Raw data:
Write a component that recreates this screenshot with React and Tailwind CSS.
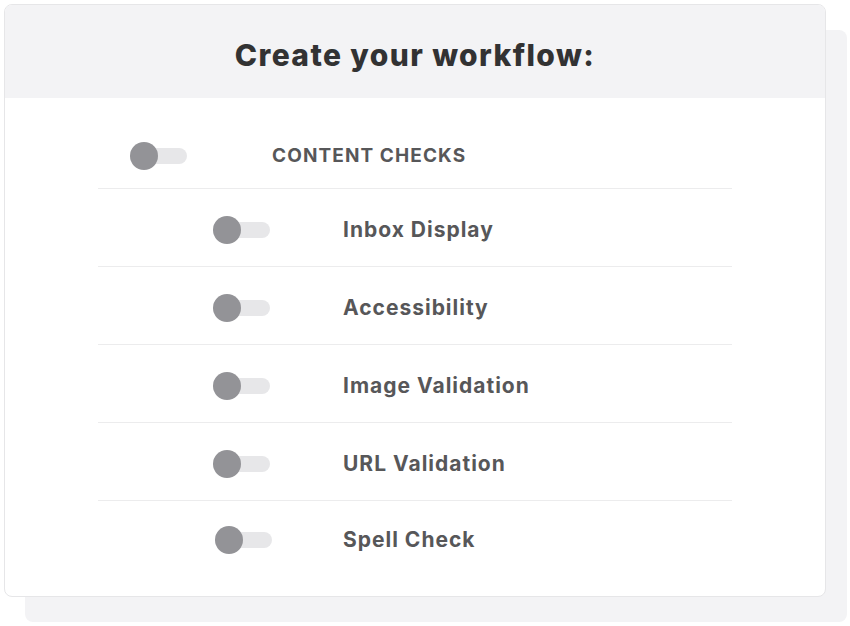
import React, { useState } from 'react';

const Toggle = ({ on, onClick, className = '' }) => (
    <button onClick={onClick} className={`relative flex items-center w-[57px] h-[28px] shrink-0 ${className}`}>
        <span className={`absolute left-[2px] right-0 h-[16px] rounded-full ${on ? 'bg-[#c9d8f5]' : 'bg-[#e7e7e9]'}`} />
        <span className={`absolute top-0 w-[28px] h-[28px] rounded-full transition-all ${on ? 'left-[29px] bg-[#3b6fd8]' : 'left-0 bg-[#939397]'}`} />
    </button>
);

const checks = ['Inbox Display', 'Accessibility', 'Image Validation', 'URL Validation', 'Spell Check'];

export default function App() {
    const [master, setMaster] = useState(false);
    const [state, setState] = useState({});

    return (
        <div className="relative w-[850px] h-[626px] bg-white pt-[4px] pl-[4px]" style={{ fontFamily: 'Inter, "Noto Sans", sans-serif' }}>
            {/* back card */}
            <div className="absolute left-[25px] top-[30px] w-[822px] h-[592px] rounded-[8px] bg-[#f3f3f5]" />

            <div className="relative w-[822px] h-[593px] rounded-[8px] border border-[#e6e6e8] bg-white overflow-hidden flex flex-col">
                <div className="h-[93px] bg-[#f3f3f5] flex items-center justify-center">
                    <h1 className="text-[30px] font-extrabold text-[#323233] tracking-[1.4px] pt-[8px]">Create your workflow:</h1>
                </div>

                <div className="w-[634px] mx-auto pt-[13px] flex flex-col">
                    <div className="h-[78px] pt-[13px] flex items-center border-b border-[#ececed]">
                        <Toggle on={master} onClick={() => setMaster(!master)} className="ml-[32px]" />
                        <span className="ml-[85px] text-[19px] font-bold text-[#575759] uppercase tracking-[1.1px]">Content Checks</span>
                    </div>
                    {checks.map((c, i) => {
                        const last = i === checks.length - 1;
                        return (
                            <div key={c} className={`flex items-center ${last ? 'h-[70px] pt-[8px]' : 'h-[78px] pt-[5px] border-b border-[#ececed]'}`}>
                                <Toggle
                                    on={!!state[c]}
                                    onClick={() => setState({ ...state, [c]: !state[c] })}
                                    className={last ? 'ml-[117px]' : 'ml-[115px]'}
                                />
                                <span className={`${last ? 'ml-[71px]' : 'ml-[73px]'} text-[21px] font-bold text-[#575759] tracking-[1px]`}>{c}</span>
                            </div>
                        );
                    })}
                </div>
            </div>
        </div>
    );
}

Exercise: Reproduce the data above word for word from its first line through the line that holds "left-[25px] top-[30px] w-[822px]", both ends included; skip pictures.

Answer below:
Write a component that recreates this screenshot with React and Tailwind CSS.
import React, { useState } from 'react';

const Toggle = ({ on, onClick, className = '' }) => (
    <button onClick={onClick} className={`relative flex items-center w-[57px] h-[28px] shrink-0 ${className}`}>
        <span className={`absolute left-[2px] right-0 h-[16px] rounded-full ${on ? 'bg-[#c9d8f5]' : 'bg-[#e7e7e9]'}`} />
        <span className={`absolute top-0 w-[28px] h-[28px] rounded-full transition-all ${on ? 'left-[29px] bg-[#3b6fd8]' : 'left-0 bg-[#939397]'}`} />
    </button>
);

const checks = ['Inbox Display', 'Accessibility', 'Image Validation', 'URL Validation', 'Spell Check'];

export default function App() {
    const [master, setMaster] = useState(false);
    const [state, setState] = useState({});

    return (
        <div className="relative w-[850px] h-[626px] bg-white pt-[4px] pl-[4px]" style={{ fontFamily: 'Inter, "Noto Sans", sans-serif' }}>
            {/* back card */}
            <div className="absolute left-[25px] top-[30px] w-[822px] h-[592px] rounded-[8px] bg-[#f3f3f5]" />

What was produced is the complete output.